The first six months would usually be enough and you need to start backwards. Figure out what everyone in this role needs to know and be able to do at the end of month six. What is the ideal scenario? What are the things they should be able to do autonomously and execute perfectly?
Then go back to months one, two, three, four and five and figure out the exact same thing for each month: what is it that they need to know and be able to do by the end of each month?
This will give you cues as to what you need to train them on, give them exposure to and most importantly, how you are going to measure it. For example, if it's an account manager, you may need to teach them the lifecycle of your clients from pre-sale to renewal, the process you have for this, you may need to expose them to client meetings and calls in month one. In month two you can have them be in charge but with your supervision. In month three, depending on how they are doing (e.g. the way the run the meetings, they delegate tasks to the team, take notes, run your process etc.), you can fully hand your clients over.
New hires and generally any person in your team wants to know how they're doing. If you provide them with clear KPIs, they can see on their own how they are tracking against the work that they're doing, the quality of it and their learning and performance progress.

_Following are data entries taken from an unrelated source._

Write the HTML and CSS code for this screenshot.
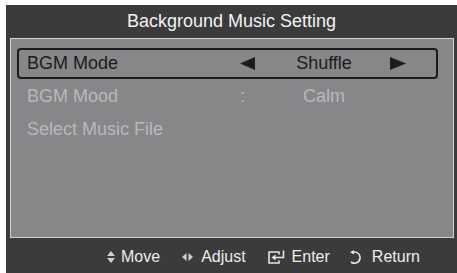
FILE: index.html
```html
<!DOCTYPE html>
<html>
<head>
<meta charset="utf-8">
<link rel="stylesheet" href="styles.css">
</head>
<body>
<div class="osd">
  <div class="title">Background Music Setting</div>
  <div class="menu">
    <div class="row selected">
      <span class="label">BGM Mode</span>
      <span class="arrow"><svg width="15" height="13" viewBox="0 0 15 13"><polygon points="0,6.5 15,0 15,13" fill="#1c1c1c"/></svg></span>
      <span class="value">Shuffle</span>
      <span class="arrow"><svg width="16" height="13" viewBox="0 0 16 13"><polygon points="16,6.5 0,0 0,13" fill="#1c1c1c"/></svg></span>
    </div>
    <div class="row disabled">
      <span class="label">BGM Mood</span>
      <span class="arrow sep">:</span>
      <span class="value">Calm</span>
    </div>
    <div class="row disabled">
      <span class="label">Select Music File</span>
    </div>
  </div>
  <div class="footer">
    <span class="key k-move"><svg class="ico" width="8" height="12" viewBox="0 0 8 12"><polygon points="4,0 8,5 0,5" fill="#cfcfcf"/><polygon points="0,7 8,7 4,12" fill="#cfcfcf"/></svg>Move</span>
    <span class="key k-adjust"><svg class="ico" width="11" height="8" viewBox="0 0 11 8"><polygon points="0,4 4.5,0 4.5,8" fill="#cfcfcf"/><polygon points="11,4 6.5,0 6.5,8" fill="#cfcfcf"/></svg>Adjust</span>
    <span class="key k-enter"><svg class="ico" width="17" height="14" viewBox="0 0 17 14"><path d="M11 4.5 V2 H1 V13 H11 V10.5" fill="none" stroke="#e6e6e6" stroke-width="1.6"/><path d="M15.5 0.5 V7.5 H7" fill="none" stroke="#e6e6e6" stroke-width="1.6"/><polygon points="3.5,7.5 7.5,4.5 7.5,10.5" fill="#e6e6e6"/></svg>Enter</span>
    <span class="key k-return"><svg class="ico" width="13" height="14" viewBox="0 0 13 14"><path d="M4 2.2 A5.6 5.6 0 1 1 2 12" fill="none" stroke="#e6e6e6" stroke-width="1.6"/><polygon points="1,2.2 5,0 5,4.6" fill="#e6e6e6"/></svg>Return</span>
  </div>
</div>
</body>
</html>
```
FILE: styles.css
```css
body {
  margin: 0;
  background: #ffffff;
  font-family: "Liberation Sans", Arial, Helvetica, sans-serif;
}

.osd {
  margin: 5px 0 0 6px;
  width: 451px;
  height: 268px;
  background: #3b3b3b;
  display: flex;
  flex-direction: column;
}

.title {
  height: 33px;
  display: flex;
  align-items: center;
  justify-content: center;
  color: #f2f2f2;
  font-size: 18px;
}

.menu {
  margin: 0 3px 0 4px;
  height: 200px;
  box-sizing: border-box;
  border: 1px solid #d2d2d4;
  background: #87878a;
  padding: 9px 0 0 6px;
  display: flex;
  flex-direction: column;
  gap: 2px;
}

.row {
  height: 31px;
  width: 421px;
  box-sizing: border-box;
  border: 2px solid transparent;
  border-radius: 4px;
  padding-left: 8px;
  display: flex;
  align-items: center;
  font-size: 18px;
  white-space: nowrap;
}

.row.selected {
  border-color: #1c1c1c;
  color: #1c1c1c;
}

.row.disabled {
  color: #b8b8bb;
}

.label {
  width: 213px;
}

.arrow {
  width: 18px;
  display: flex;
  align-items: center;
}

.value {
  width: 132px;
  text-align: center;
}

.footer {
  flex: 1;
  display: flex;
  align-items: center;
  padding-left: 101px;
  padding-top: 2px;
  color: #ededed;
  font-size: 16px;
}

.key {
  display: flex;
  align-items: center;
}

.ico {
  display: block;
}

.k-move .ico { margin-right: 6px; }
.k-adjust { margin-left: 22px; }
.k-adjust .ico { margin-right: 8px; }
.k-enter { margin-left: 22px; }
.k-enter .ico { margin-right: 7px; }
.k-return { margin-left: 19px; }
.k-return .ico { margin-right: 10px; }
```
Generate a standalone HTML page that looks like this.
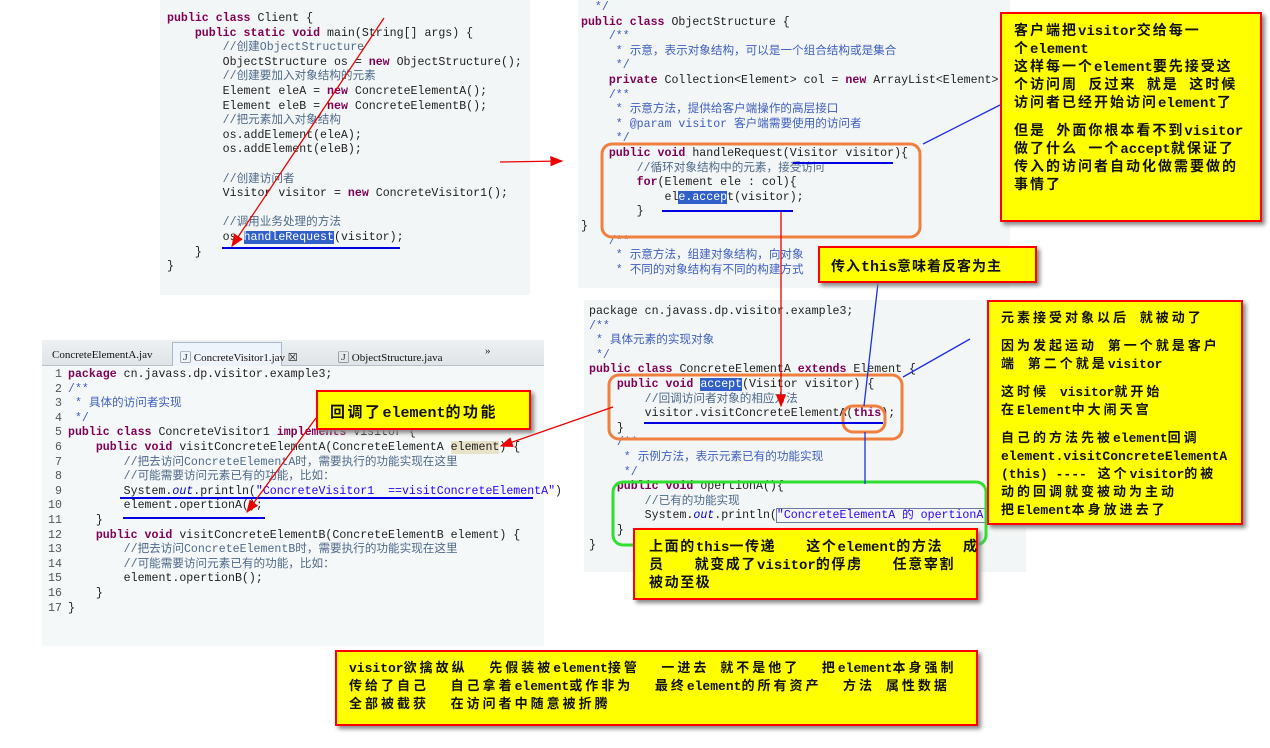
<!DOCTYPE html>
<html><head><meta charset="utf-8">
<style>
*{margin:0;padding:0;box-sizing:border-box}
body{width:1270px;height:748px;background:#fff;position:relative;overflow:hidden;font-family:"Liberation Mono","Noto Sans CJK SC",monospace}
.panel{position:absolute;background:#f3f6f6}
pre{position:absolute;font-family:"Liberation Mono","Noto Sans CJK SC",monospace;font-size:11.6px;line-height:14.6px;color:#1e1e1e;white-space:pre}
.k{color:#7f0055;font-weight:bold}
.c{color:#4f6a8a}
.j{color:#3f5fbf}
.s{color:#2a00ff}
.h{background:#3060c8;color:#fff}
.y{position:absolute;background:#ffff00;border:2px solid #ff0000;box-shadow:3px 3px 4px #888;font-family:"Liberation Mono","Noto Sans CJK SC",monospace;font-weight:bold;color:#111}
.y p{white-space:nowrap}
.l{letter-spacing:0;font-weight:bold}
.tab{position:absolute;font-family:"Liberation Serif","Noto Serif CJK SC",serif;font-size:11px;color:#111}
svg{position:absolute;left:0;top:0}
</style></head><body>

<div class="panel" style="left:160px;top:0;width:370px;height:295px"></div>
<div class="panel" style="left:578px;top:0;width:432px;height:288px"></div>
<div class="panel" style="left:42px;top:340px;width:502px;height:306px;background:#f5f8f8"></div>
<div class="panel" style="left:584px;top:300px;width:442px;height:272px"></div>

<pre style="left:167px;top:12px"><span class="k">public class</span> Client {
    <span class="k">public static void</span> main(String[] args) {
        <span class="c">//创建ObjectStructure</span>
        ObjectStructure os = <span class="k">new</span> ObjectStructure();
        <span class="c">//创建要加入对象结构的元素</span>
        Element eleA = <span class="k">new</span> ConcreteElementA();
        Element eleB = <span class="k">new</span> ConcreteElementB();
        <span class="c">//把元素加入对象结构</span>
        os.addElement(eleA);
        os.addElement(eleB);

        <span class="c">//创建访问者</span>
        Visitor visitor = <span class="k">new</span> ConcreteVisitor1();

        <span class="c">//调用业务处理的方法</span>
        os.<span class="h">handleRequest</span>(visitor);
    }
}</pre>

<pre style="left:581px;top:1px"><span class="j">  */</span>
<span class="k">public class</span> ObjectStructure {
    <span class="j">/**</span>
<span class="j">     * 示意，表示对象结构，可以是一个组合结构或是集合</span>
<span class="j">     */</span>
    <span class="k">private</span> Collection&lt;Element&gt; col = <span class="k">new</span> ArrayList&lt;Element&gt;(
    <span class="j">/**</span>
<span class="j">     * 示意方法，提供给客户端操作的高层接口</span>
<span class="j">     * @param visitor 客户端需要使用的访问者</span>
<span class="j">     */</span>
    <span class="k">public void</span> handleRequest(Visitor visitor){
        <span class="c">//循环对象结构中的元素，接受访问</span>
        <span class="k">for</span>(Element ele : col){
            el<span class="h">e.accep</span>t(visitor);
        }
}
    <span class="j">/**</span>
<span class="j">     * 示意方法，组建对象结构，向对象</span>
<span class="j">     * 不同的对象结构有不同的构建方式</span></pre>

<div style="position:absolute;left:42px;top:340px;width:502px;height:26px;background:linear-gradient(#eef1f3,#dfe4e8);border-bottom:1px solid #b8c0c8"></div>
<div style="position:absolute;left:172px;top:342px;width:110px;height:24px;background:#eef4fb;border:1px solid #aab8c8;border-bottom:none"></div>
<div class="tab" style="left:52px;top:349px">ConcreteElementA.jav</div>
<div class="tab" style="left:180px;top:349px">🄹 ConcreteVisitor1.jav ☒</div>
<div class="tab" style="left:338px;top:349px">🄹 ObjectStructure.java</div>
<div class="tab" style="left:485px;top:345px">»</div>

<pre style="left:48px;top:368px;color:#555"> 1
 2
 3
 4
 5
 6
 7
 8
 9
10
11
12
13
14
15
16
17</pre>
<pre style="left:68px;top:368px"><span class="k">package</span> cn.javass.dp.visitor.example3;
<span class="j">/**</span>
<span class="j"> * 具体的访问者实现</span>
<span class="j"> */</span>
<span class="k">public class</span> ConcreteVisitor1 <span class="k">implements</span> Visitor {
    <span class="k">public void</span> visitConcreteElementA(ConcreteElementA <span style="background:#e8e2c8">element</span>) {
        <span class="c">//把去访问ConcreteElementA时，需要执行的功能实现在这里</span>
        <span class="c">//可能需要访问元素已有的功能，比如：</span>
        System.<i style="color:#0000c0">out</i>.println(<span class="s">"ConcreteVisitor1  ==visitConcreteElementA"</span>)
        element.opertionA();
    }
    <span class="k">public void</span> visitConcreteElementB(ConcreteElementB element) {
        <span class="c">//把去访问ConcreteElementB时，需要执行的功能实现在这里</span>
        <span class="c">//可能需要访问元素已有的功能，比如：</span>
        element.opertionB();
    }
}</pre>

<pre style="left:589px;top:305px">package cn.javass.dp.visitor.example3;
<span class="j">/**</span>
<span class="j"> * 具体元素的实现对象</span>
<span class="j"> */</span>
<span class="k">public class</span> ConcreteElementA <span class="k">extends</span> Element {
    <span class="k">public void</span> <span class="h">accept</span>(Visitor visitor) {
        <span class="c">//回调访问者对象的相应方法</span>
        visitor.visitConcreteElementA(<span class="k">this</span>);
    }
    <span class="j">/**</span>
<span class="j">     * 示例方法，表示元素已有的功能实现</span>
<span class="j">     */</span>
    <span class="k">public void</span> opertionA(){
        <span class="c">//已有的功能实现</span>
        System.<i style="color:#0000c0">out</i>.println(<span class="s" style="outline:1px solid #6a7aa0">"ConcreteElementA 的 opertionA"</span>
    }
}</pre>

<svg width="1270" height="748">
<defs><marker id="ar" markerWidth="10" markerHeight="8" refX="9" refY="4" orient="auto"><path d="M0,0 L10,4 L0,8 z" fill="#e00"/></marker></defs>
<g fill="none">
<rect x="602" y="144" width="318" height="93" rx="10" stroke="#f08040" stroke-width="3"/>
<rect x="609" y="375" width="293" height="64" rx="10" stroke="#f08040" stroke-width="3"/>
<rect x="843" y="406" width="42" height="26" rx="10" stroke="#f08040" stroke-width="3"/>
<rect x="613" y="482" width="373" height="63" rx="10" stroke="#30e030" stroke-width="3"/>
<g stroke="#0000e0" stroke-width="2">
<line x1="222" y1="248" x2="400" y2="248"/>
<line x1="793" y1="163" x2="893" y2="163"/>
<line x1="662" y1="211" x2="793" y2="211"/>
<line x1="120" y1="498" x2="533" y2="498"/>
<line x1="123" y1="518" x2="265" y2="518"/>
<line x1="644" y1="423" x2="883" y2="423"/>
</g>
<g stroke="#2030e0" stroke-width="1.3">
<line x1="923" y1="144" x2="1000" y2="105"/>
<line x1="878" y1="283" x2="864" y2="406"/>
<line x1="865" y1="432" x2="865" y2="484"/>
<line x1="903" y1="377" x2="970" y2="339"/>
</g>
<g stroke="#e00" stroke-width="1.3" marker-end="url(#ar)">
<line x1="384" y1="18" x2="232" y2="246"/>
<line x1="500" y1="162" x2="562" y2="161"/>
<line x1="781" y1="212" x2="781" y2="406"/>
<line x1="316" y1="418" x2="247" y2="512"/>
<line x1="613" y1="407" x2="501" y2="446"/>
</g>
</g>
</svg>

<div class="y" style="left:1000px;top:12px;width:262px;height:210px;padding:9px 0 0 12px;font-size:14px;line-height:18px;letter-spacing:2px">
<p>客户端把<b class="l">visitor</b>交给每一</p><p>个<b class="l">element</b></p><p>这样每一个<b class="l">element</b>要先接受这</p><p>个访问周 反过来 就是 这时候</p><p>访问者已经开始访问<b class="l">element</b>了</p>
<p style="margin-top:10px">但是 外面你根本看不到<b class="l">visitor</b></p><p>做了什么 一个<b class="l">accept</b>就保证了</p><p>传入的访问者自动化做需要做的</p><p>事情了</p></div>

<div class="y" style="left:818px;top:246px;width:219px;height:37px;padding:8px 0 0 11px;font-size:14px;letter-spacing:1px">传入<b class="l" style="font-size:15px">this</b>意味着反客为主</div>

<div class="y" style="left:987px;top:300px;width:256px;height:225px;padding:8px 0 0 12px;font-size:13px;line-height:18px;letter-spacing:3px">
<p>元素接受对象以后 就被动了</p>
<p style="margin-top:10px">因为发起运动 第一个就是客户</p><p>端 第二个就是<b class="l">visitor</b></p>
<p style="margin-top:10px">这时候 <b class="l">visitor</b>就开始</p><p>在<b class="l">Element</b>中大闹天宫</p>
<p style="margin-top:10px">自己的方法先被<b class="l">element</b>回调</p><p><b class="l">element.visitConcreteElementA</b></p><p><b class="l">(this) ----</b> 这个<b class="l">visitor</b>的被</p><p>动的回调就变被动为主动</p><p>把<b class="l">Element</b>本身放进去了</p></div>

<div class="y" style="left:316px;top:390px;width:215px;height:40px;padding:9px 0 0 12px;font-size:15px;letter-spacing:2.5px">回调了<b class="l">element</b>的功能</div>

<div class="y" style="left:633px;top:528px;width:345px;height:72px;padding:9px 0 0 14px;font-size:14px;line-height:18px;letter-spacing:1.6px">
<p>上面的<b class="l">this</b>一传递&nbsp;&nbsp; 这个<b class="l">element</b>的方法&nbsp; 成</p><p>员&nbsp;&nbsp; 就变成了<b class="l">visitor</b>的俘虏&nbsp;&nbsp; 任意宰割</p><p>被动至极</p></div>

<div class="y" style="left:335px;top:650px;width:643px;height:76px;padding:8px 0 0 12px;font-size:13px;line-height:18px;letter-spacing:3px">
<p><b class="l">visitor</b>欲擒故纵&nbsp; 先假装被<b class="l">element</b>接管&nbsp; 一进去 就不是他了&nbsp; 把<b class="l">element</b>本身强制</p><p>传给了自己&nbsp; 自己拿着<b class="l">element</b>或作非为&nbsp; 最终<b class="l">element</b>的所有资产&nbsp; 方法&nbsp;属性数据</p><p>全部被截获&nbsp; 在访问者中随意被折腾</p></div>

</body></html>
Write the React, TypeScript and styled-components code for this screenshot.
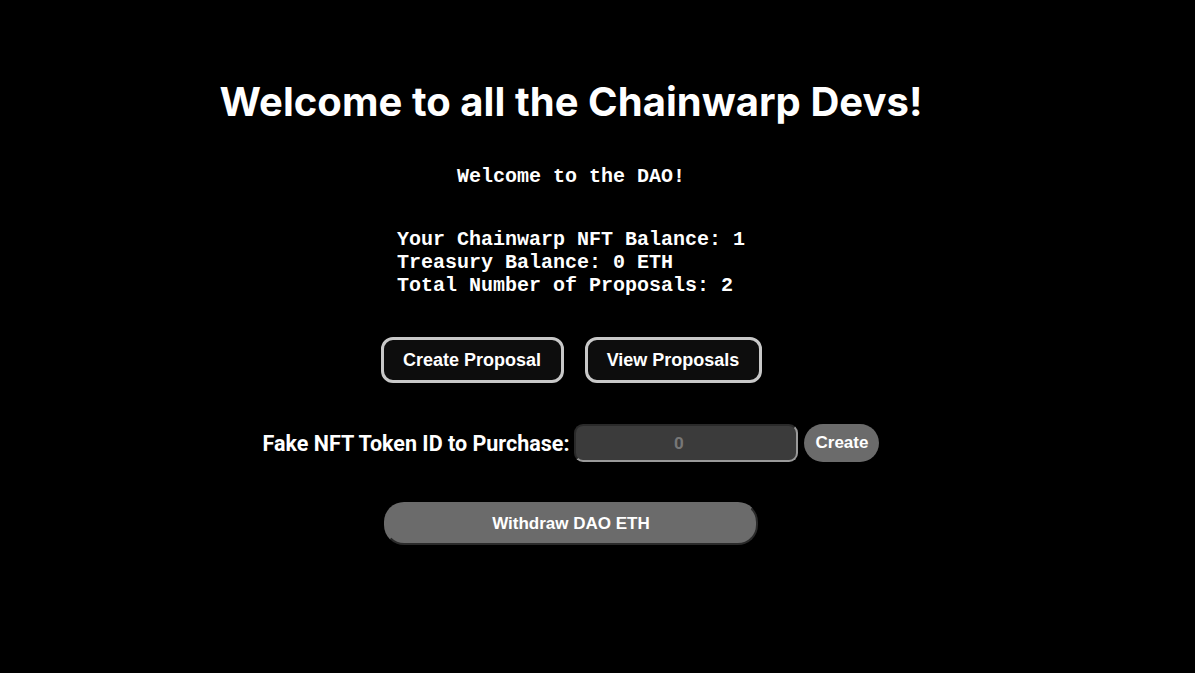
import React from "react";
import styled, { createGlobalStyle } from "styled-components";

const Global = createGlobalStyle`
  html, body { margin: 0; padding: 0; background: #000; }
  body { font-family: "Liberation Sans", Arial, sans-serif; color: #fff; }
`;

const Page = styled.main`
  width: 1142px;
  min-height: 673px;
  display: flex;
  flex-direction: column;
  align-items: center;
  padding-top: 78px;
  box-sizing: border-box;
`;

const Title = styled.h1`
  margin: 0;
  font-family: Inter, "Liberation Sans", sans-serif;
  font-weight: 700;
  font-size: 40px;
  line-height: 48px;
  letter-spacing: 0.05px;
`;

const Mono = styled.p`
  margin: 0;
  font-family: "Liberation Mono", "Courier New", monospace;
  font-weight: 700;
  font-size: 20px;
  line-height: 23px;
  white-space: pre;
`;

const Greeting = styled(Mono)`
  margin-top: 39px;
`;

const Stats = styled(Mono)`
  margin-top: 40px;
  text-align: left;
`;

const ButtonRow = styled.div`
  display: flex;
  gap: 21px;
  margin-top: 40px;
`;

const OutlineButton = styled.button<{ $w: number }>`
  width: ${(p) => p.$w}px;
  height: 46px;
  background: #0d0d0d;
  border: 3px solid #c8c8c8;
  border-radius: 12px;
  color: #fff;
  font-family: "Liberation Sans", Arial, sans-serif;
  font-weight: 700;
  font-size: 18px;
  cursor: pointer;
`;

const PurchaseRow = styled.div`
  display: flex;
  align-items: center;
  margin-top: 41px;
`;

const Label = styled.label`
  font-family: Roboto, "Liberation Sans", sans-serif;
  font-weight: 700;
  font-size: 21.5px;
  margin-right: 5px;
`;

const NumberInput = styled.input`
  width: 224px;
  height: 38px;
  box-sizing: border-box;
  background: #3b3b3b;
  border: 2px solid #8a8a8a;
  border-color: #2a2a2a #9a9a9a #9a9a9a #2a2a2a;
  border-radius: 9px;
  color: #fff;
  text-align: center;
  font-family: Roboto, "Liberation Sans", sans-serif;
  font-weight: 700;
  font-size: 17px;
  outline: none;
  &::placeholder { color: #777; }
`;

const PillButton = styled.button<{ $w: number; $h: number }>`
  width: ${(p) => p.$w}px;
  height: ${(p) => p.$h}px;
  background: #6b6b6b;
  border: none;
  border-radius: 20px;
  color: #fff;
  font-family: "Liberation Sans", Arial, sans-serif;
  font-weight: 700;
  font-size: 17px;
  cursor: pointer;
`;

const CreateButton = styled(PillButton)`
  margin-left: 6px;
`;

const WithdrawButton = styled(PillButton)`
  margin-top: 40px;
  box-sizing: border-box;
  border: 2px solid #6b6b6b;
  border-right-color: #2a2a2a;
  border-bottom-color: #2a2a2a;
`;

export default function App() {
  return (
    <>
      <Global />
      <Page>
        <Title>Welcome to all the Chainwarp Devs!</Title>
        <Greeting>Welcome to the DAO!</Greeting>
        <Stats>
          {"Your Chainwarp NFT Balance: 1\nTreasury Balance: 0 ETH\nTotal Number of Proposals: 2"}
        </Stats>
        <ButtonRow>
          <OutlineButton $w={183}>Create Proposal</OutlineButton>
          <OutlineButton $w={177}>View Proposals</OutlineButton>
        </ButtonRow>
        <PurchaseRow>
          <Label>Fake NFT Token ID to Purchase:</Label>
          <NumberInput type="number" placeholder="0" />
          <CreateButton $w={75} $h={38}>Create</CreateButton>
        </PurchaseRow>
        <WithdrawButton $w={374} $h={43}>Withdraw DAO ETH</WithdrawButton>
      </Page>
    </>
  );
}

Key learning: Agencies don't really think further enough about what each team role entails on a monthly basis and where each of the team members is going. Agencies should clearly map out the lifecycle of each individual role. This way, they will not only know what's expected of new hires at various points but they'll be able to provide them the correct training and resources when these are truly needed. In addition to that, employees will know what their milestones are and where they currently are towards reaching them.
What are the challenges that you have faced as an agency starting to scale?